Gamification isn’t about turning your company’s dashboard into Super Mario.
It’s not about slapping some confetti animation on a completed task and hoping your team suddenly cares about project deadlines.
Real gamification is a design practice rooted in psychology, behavioral science, and human motivation.
It’s functional. Intentional. Strategic.
My Story With Gamification Started in 2016
I first stumbled into the world of gamification back in 2016, when I was working on my graduation project. I was doing the usual, scrolling YouTube for “inspiration” when I found a video by Extra Credits talking about Gamification - How the Principles of Play Apply to Real Life
I was instantly hooked.
A few rabbit holes later, I discovered Yu-kai Chou and his Octalysis Framework. A way to look at work, learning, collaboration, and culture through the lens of motivation design.
Funny enough, I’ve had the chance to meet both James from Extra Credits and Yu-kai since then. That full-circle moment still hits me.
Especially with Yu-kai.
He changed the way I approach work, how I build systems, and how I design experiences for people.


So in this blog, I want to break down what gamification is.
What I’ve learned over the years.
And how it applies to the way we work, build teams, and shape digital spaces today.
Let’s start at the core.
🎮 What Is Gamification, Really?
Gamification is the application of game mechanics, things like challenges, rewards, progress indicators, feedback loops, and social recognition into non-game contexts. Work. Learning. Health. Training. Collaboration.
It’s not about creating games.
It’s about shaping behavioral outcomes.
In the workplace, that means nudging people toward:
- Mastery over mediocrity
- Collaboration over isolation
- Initiative over inertia
- Purpose over paycheck
Yu-kai Chou, one of the guru’s in the space, calls it “Human-Focused Design”—because most systems are function-focused.
Do the task. Fill the form. Ship the sprint.
But humans aren’t machines.
We need feedback.
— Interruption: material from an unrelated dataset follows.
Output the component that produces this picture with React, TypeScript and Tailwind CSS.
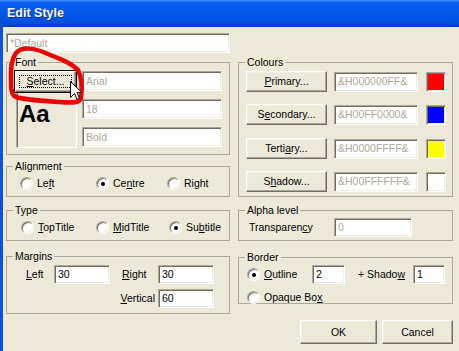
import React from "react";

type C = { children?: React.ReactNode; className?: string };

const U = ({ children }: C) => <span className="underline underline-offset-[1px]">{children}</span>;

function TextBox({ value, disabled, className }: { value: string; disabled?: boolean; className?: string }) {
  return (
    <div
      className={`flex items-center bg-white pl-[3px] border border-t-[#aca899] border-l-[#aca899] border-b-white border-r-white shadow-[inset_1px_1px_0_#716f64,inset_-1px_-1px_0_#f1efe2] ${
        disabled ? "text-[#aca899]" : "text-black"
      } ${className ?? ""}`}
    >
      {value}
    </div>
  );
}

function Button({ children, className }: C) {
  return (
    <div
      className={`flex items-center justify-center bg-[#ece9d8] border border-t-white border-l-white border-b-[#716f64] border-r-[#716f64] shadow-[inset_-1px_-1px_0_#aca899,inset_1px_1px_0_#f1efe2] ${className ?? ""}`}
    >
      {children}
    </div>
  );
}

function Radio({ checked }: { checked?: boolean }) {
  return (
    <div className="w-[13px] h-[13px] shrink-0 rounded-full bg-white border border-t-[#aca899] border-l-[#aca899] border-b-white border-r-white shadow-[inset_1px_1px_0_#716f64,inset_-1px_-1px_0_#f1efe2] flex items-center justify-center">
      {checked && <div className="w-[4px] h-[4px] rounded-full bg-black" />}
    </div>
  );
}

function RadioItem({ checked, children, className }: C & { checked?: boolean }) {
  return (
    <div className={`flex items-center gap-[4px] ${className ?? ""}`}>
      <Radio checked={checked} />
      <span>{children}</span>
    </div>
  );
}

function Group({ label, className, children }: C & { label: string }) {
  return (
    <fieldset className={`border border-[#aca899] m-0 p-0 min-w-0 ${className ?? ""}`}>
      <legend className="ml-[6px] px-[2px] leading-[13px]">{label}</legend>
      {children}
    </fieldset>
  );
}

function Swatch({ color }: { color: string }) {
  return (
    <div
      className={`ml-[8px] w-[20px] h-[20px] border border-t-[#aca899] border-l-[#aca899] border-b-white border-r-white shadow-[inset_1px_1px_0_#716f64,inset_-1px_-1px_0_#f1efe2] ${color}`}
    />
  );
}

export default function App() {
  return (
    <div className="relative w-[459px] h-[351px] overflow-hidden bg-[#ece9d8] font-['Liberation_Sans',Arial,sans-serif] text-[10.5px] leading-[13px] text-black">
      <div className="h-[27px] flex items-center pl-[7px] bg-[linear-gradient(to_bottom,#3d8ff9_0%,#0a5ef0_10%,#0058ea_50%,#0050de_85%,#0041bb_100%)] text-white font-bold text-[12.5px] [text-shadow:1px_1px_0_#0a2a9a]">
        Edit Style
      </div>
      <div className="flex h-[324px]">
        <div className="w-[3px] bg-[#0b52e0]" />
        <div className="flex gap-[8px] pl-[3px] pt-[6px]">
          {/* Left column */}
          <div className="w-[224px] flex flex-col">
            <TextBox value="*Default" disabled className="h-[20px]" />
            <Group label="Font" className="mt-[3px] h-[99px]">
              <div className="flex pl-[7px] pt-[1px]">
                <div className="w-[63px] flex flex-col">
                  <div className="border border-black">
                    <Button className="h-[21px] p-[3px]">
                      <div className="w-full h-full border border-dotted border-black flex items-center justify-center">
                        <span>
                          <U>S</U>elect...
                        </span>
                      </div>
                    </Button>
                  </div>
                  <div className="ml-[2px] w-[61px] h-[55px] border border-t-0 border-l-[#aca899] border-b-white border-r-white shadow-[inset_1px_0_0_#716f64,inset_-1px_-1px_0_#f1efe2] pl-[2px] pt-[9px]">
                    <span className="font-bold text-[24px] leading-[24px] font-['Liberation_Sans',Arial,sans-serif]">Aa</span>
                  </div>
                </div>
                <div className="ml-[5px] pt-[1px] flex flex-col gap-[8px]">
                  <TextBox value="Arial" disabled className="w-[140px] h-[20px]" />
                  <TextBox value="18" disabled className="w-[140px] h-[20px]" />
                  <TextBox value="Bold" disabled className="w-[140px] h-[20px]" />
                </div>
              </div>
            </Group>
            <Group label="Alignment" className="mt-[5px] h-[37px]">
              <div className="flex items-center pt-[4px] pl-[13px]">
                <RadioItem className="w-[76px]">
                  Le<U>f</U>t
                </RadioItem>
                <RadioItem checked className="w-[71px]">
                  Ce<U>n</U>tre
                </RadioItem>
                <RadioItem>
                  Ri<U>g</U>ht
                </RadioItem>
              </div>
            </Group>
            <Group label="Type" className="mt-[7px] h-[37px]">
              <div className="flex items-center pt-[4px] pl-[14px]">
                <RadioItem className="w-[75px]">
                  <U>T</U>opTitle
                </RadioItem>
                <RadioItem className="w-[73px]">
                  <U>M</U>idTitle
                </RadioItem>
                <RadioItem checked>
                  Su<U>b</U>title
                </RadioItem>
              </div>
            </Group>
            <Group label="Margins" className="mt-[9px] h-[64px]">
              <div className="pt-[2px]">
                <div className="flex items-center pl-[19px]">
                  <span className="w-[28px]">
                    <U>L</U>eft
                  </span>
                  <TextBox value="30" className="w-[56px] h-[19px]" />
                  <span className="ml-[12px] w-[36px]">
                    <U>R</U>ight
                  </span>
                  <TextBox value="30" className="w-[56px] h-[19px]" />
                </div>
                <div className="flex items-center mt-[5px]">
                  <span className="w-[151px] text-right pr-[3px]">
                    <U>V</U>ertical
                  </span>
                  <TextBox value="60" className="w-[56px] h-[19px]" />
                </div>
              </div>
            </Group>
          </div>

          {/* Right column */}
          <div className="w-[215px] flex flex-col">
            <Group label="Colours" className="mt-[23px] h-[141px]">
              <div className="pt-[2px] pl-[7px] flex flex-col">
                <div className="flex items-center h-[21px]">
                  <Button className="w-[81px] h-[21px]">
                    <span>
                      <U>P</U>rimary...
                    </span>
                  </Button>
                  <TextBox value="&H000000FF&" disabled className="ml-[7px] w-[84px] h-[20px]" />
                  <Swatch color="bg-[#ff0000]" />
                </div>
                <div className="flex items-center h-[21px] mt-[12px]">
                  <Button className="w-[81px] h-[21px]">
                    <span>
                      S<U>e</U>condary...
                    </span>
                  </Button>
                  <TextBox value="&H00FF0000&" disabled className="ml-[7px] w-[84px] h-[20px]" />
                  <Swatch color="bg-[#0000ff]" />
                </div>
                <div className="flex items-center h-[21px] mt-[13px]">
                  <Button className="w-[81px] h-[21px]">
                    <span>
                      Terti<U>a</U>ry...
                    </span>
                  </Button>
                  <TextBox value="&H0000FFFF&" disabled className="ml-[7px] w-[84px] h-[20px]" />
                  <Swatch color="bg-[#ffff00]" />
                </div>
                <div className="flex items-center h-[21px] mt-[12px]">
                  <Button className="w-[81px] h-[21px]">
                    <span>
                      S<U>h</U>adow...
                    </span>
                  </Button>
                  <TextBox value="&H00FFFFFF&" disabled className="ml-[7px] w-[84px] h-[20px]" />
                  <Swatch color="bg-white" />
                </div>
              </div>
            </Group>
            <Group label="Alpha level" className="mt-[7px] h-[37px]">
              <div className="flex items-center pt-[1px] pl-[10px]">
                <span className="w-[85px]">
                  Transparen<U>c</U>y
                </span>
                <TextBox value="0" disabled className="w-[78px] h-[19px]" />
              </div>
            </Group>
            <Group label="Border" className="mt-[10px] h-[53px]">
              <div className="pt-[1px] pl-[8px]">
                <div className="flex items-center">
                  <RadioItem checked className="w-[65px]">
                    <U>O</U>utline
                  </RadioItem>
                  <TextBox value="2" className="w-[33px] h-[19px]" />
                  <span className="ml-[13px] w-[55px]">
                    + Shado<U>w</U>
                  </span>
                  <TextBox value="1" className="w-[32px] h-[19px]" />
                </div>
                <RadioItem className="mt-[7px] h-[13px]">
                  Opaque Bo<U>x</U>
                </RadioItem>
              </div>
            </Group>
            <div className="flex justify-end gap-[5px] mt-[16px]">
              <Button className="w-[77px] h-[24px]">OK</Button>
              <Button className="w-[71px] h-[24px]">Cancel</Button>
            </div>
          </div>
        </div>
      </div>

      {/* Red annotation loop */}
      <svg className="absolute left-0 top-0 pointer-events-none" width="459" height="351" viewBox="0 0 459 351">
        <path
          d="M16,53 C22,46 35,48 48,54 C60,59 72,63 78,70 C82,78 82,90 81,98 C80,103 72,103 60,102 C45,101 25,100 16,97 C11,95 11,88 11,78 C11,68 11,60 16,53 Z"
          fill="none"
          stroke="#ee0000"
          strokeWidth="4.5"
          strokeLinecap="round"
          strokeLinejoin="round"
        />
      </svg>
      {/* Mouse cursor */}
      <svg className="absolute left-[70px] top-[81px] pointer-events-none" width="13" height="21" viewBox="0 0 13 21">
        <path d="M0.5,0.5 L0.5,16.5 L4.5,12.5 L7,18.5 L9.5,17.5 L7,11.5 L12,11.5 Z" fill="#fff" stroke="#000" strokeWidth="1" strokeLinejoin="miter" />
      </svg>
    </div>
  );
}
We need progress. We need meaning.
As Yu-kai puts it, “All behavior is driven by Core Drives.” Understanding those drives, and designing for them is the real magic of gamification.
The Game Mechanics Under the Hood
Let’s start with a few of the core mechanics you'll see across systems:
- Points: To track progress.
- Badges: To mark achievements.
- Levels: To visualize growth.
- Leaderboards: To inject competition or visibility.
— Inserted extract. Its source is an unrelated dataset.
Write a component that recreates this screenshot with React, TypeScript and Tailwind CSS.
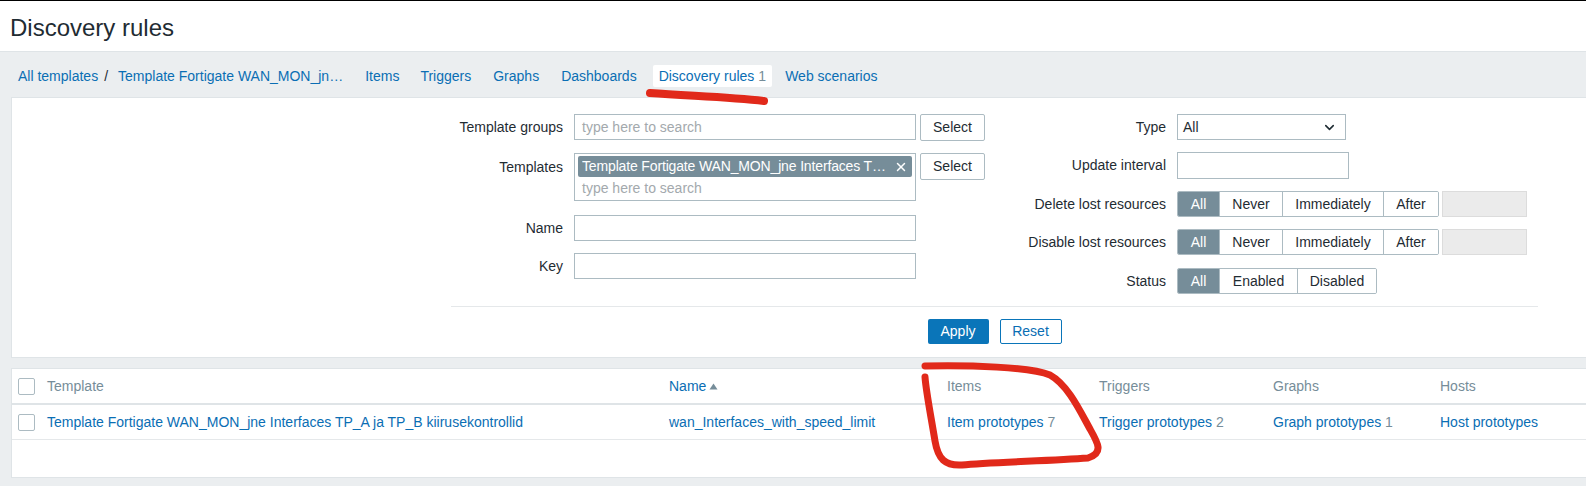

- Challenges: To stretch capability.
- Feedback loops: To reinforce learning and momentum.
- Unlocks: To drive curiosity and reward mastery.
- Time constraints: To create urgency or pacing.
Sounds basic, right?
But the effectiveness of these mechanics depends entirely on how they’re used, and who you’re designing for.
The Octalysis Framework: the 8 Drives
I can’t talk about gamification without talking about Yu-kai Chou’s Octalysis Framework.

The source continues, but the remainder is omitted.